After all, while chaos might make for compelling television, it makes for terrible governance.
Kagan emphasized this point by describing what happened in the 1796 election when political rivals John Adams and Thomas Jefferson, “the leaders of the era’s two warring political parties—the Federalists and the Republicans—became president and vice president respectively.”
According to Kagan, “One might think of this as fodder for a new season of ‘Veep,’” the hit HBO series. In reality, though, it made actual governance difficult and created some degree of chaos.
To hammer home this point, Kagan needed to look no further than the next election in 1800 and the popular Broadway show “Hamilton.”
She explained how, when the 1800 election ended up in the House of Representatives because Jefferson and Aaron Burr tied in the Electoral College, “Alexander Hamilton secured his place on the Broadway stage—but possibly in the cemetery too—by lobbying Federalists in the House to tip the election to Jefferson, whom he loathed but viewed as less of an existential threat to the Republic.”
Fortunately, in 1804, the states ratified the 12th Amendment requiring electors to cast separate votes for the president and vice president.
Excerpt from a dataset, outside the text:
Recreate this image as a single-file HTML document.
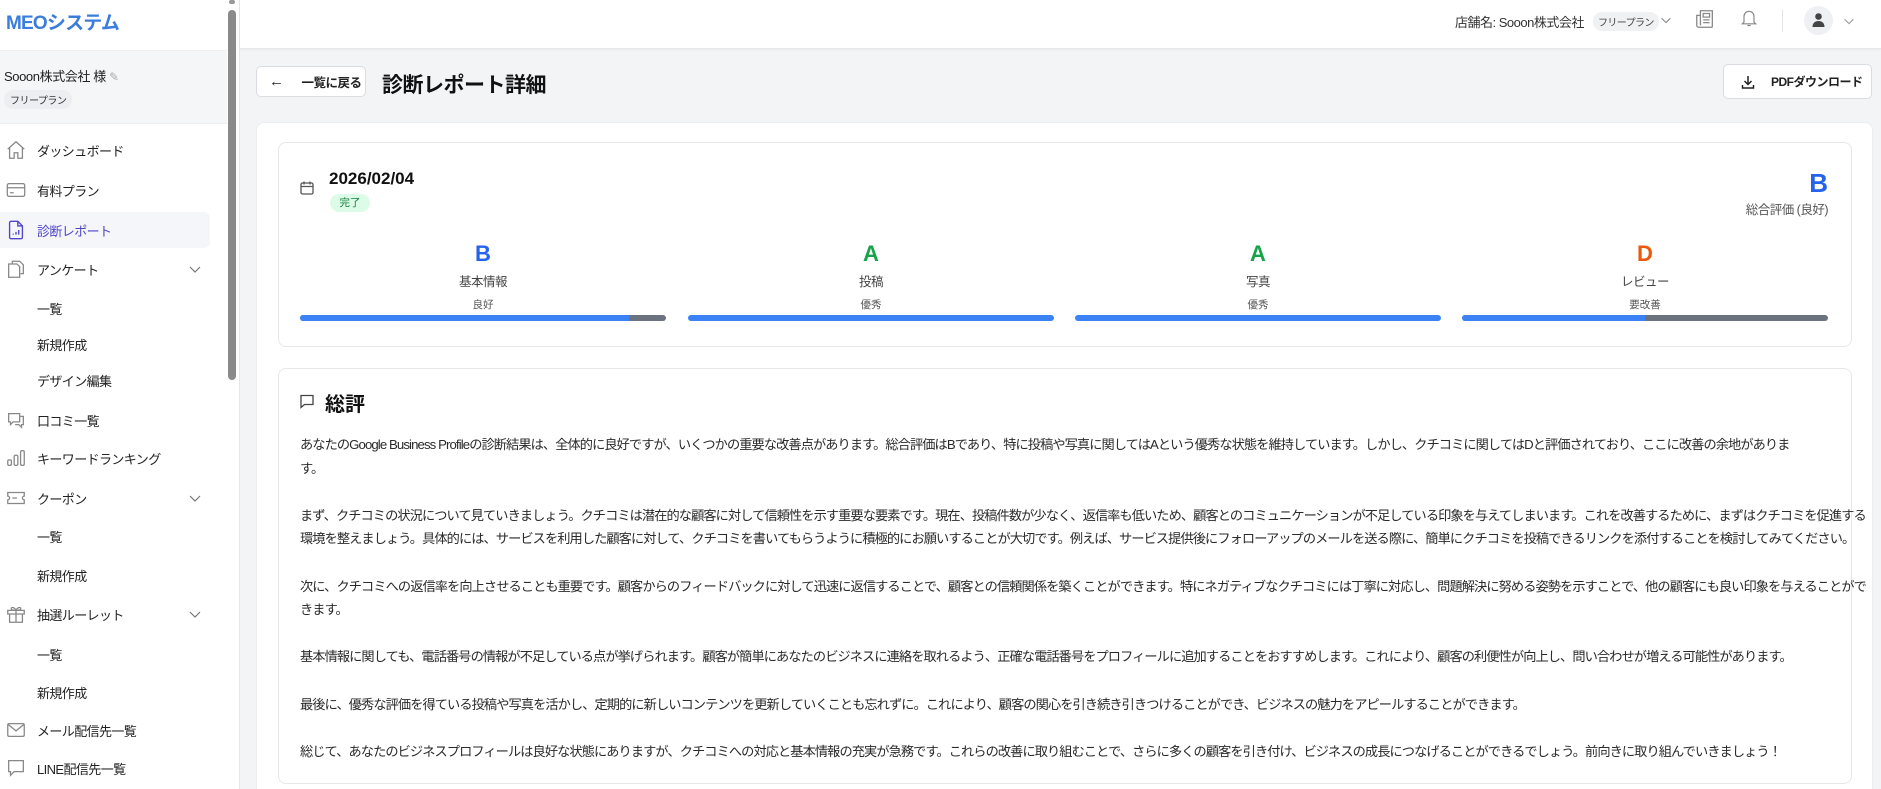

That alleviated the chaos caused by the original workings of the Electoral College.
As Heritage Foundation President Kay Cole James succinctly summarized, the court’s decision safeguards our “Electoral College system, which has protected our democratic process and provided unprecedented stability in our form of representative democracy for more than two centuries.”
Through the mechanisms established in our Constitution, including the Electoral College, “We the People” choose our leaders and retain ultimate sovereignty over our own affairs. The Supreme Court has just helped us maintain that sovereignty.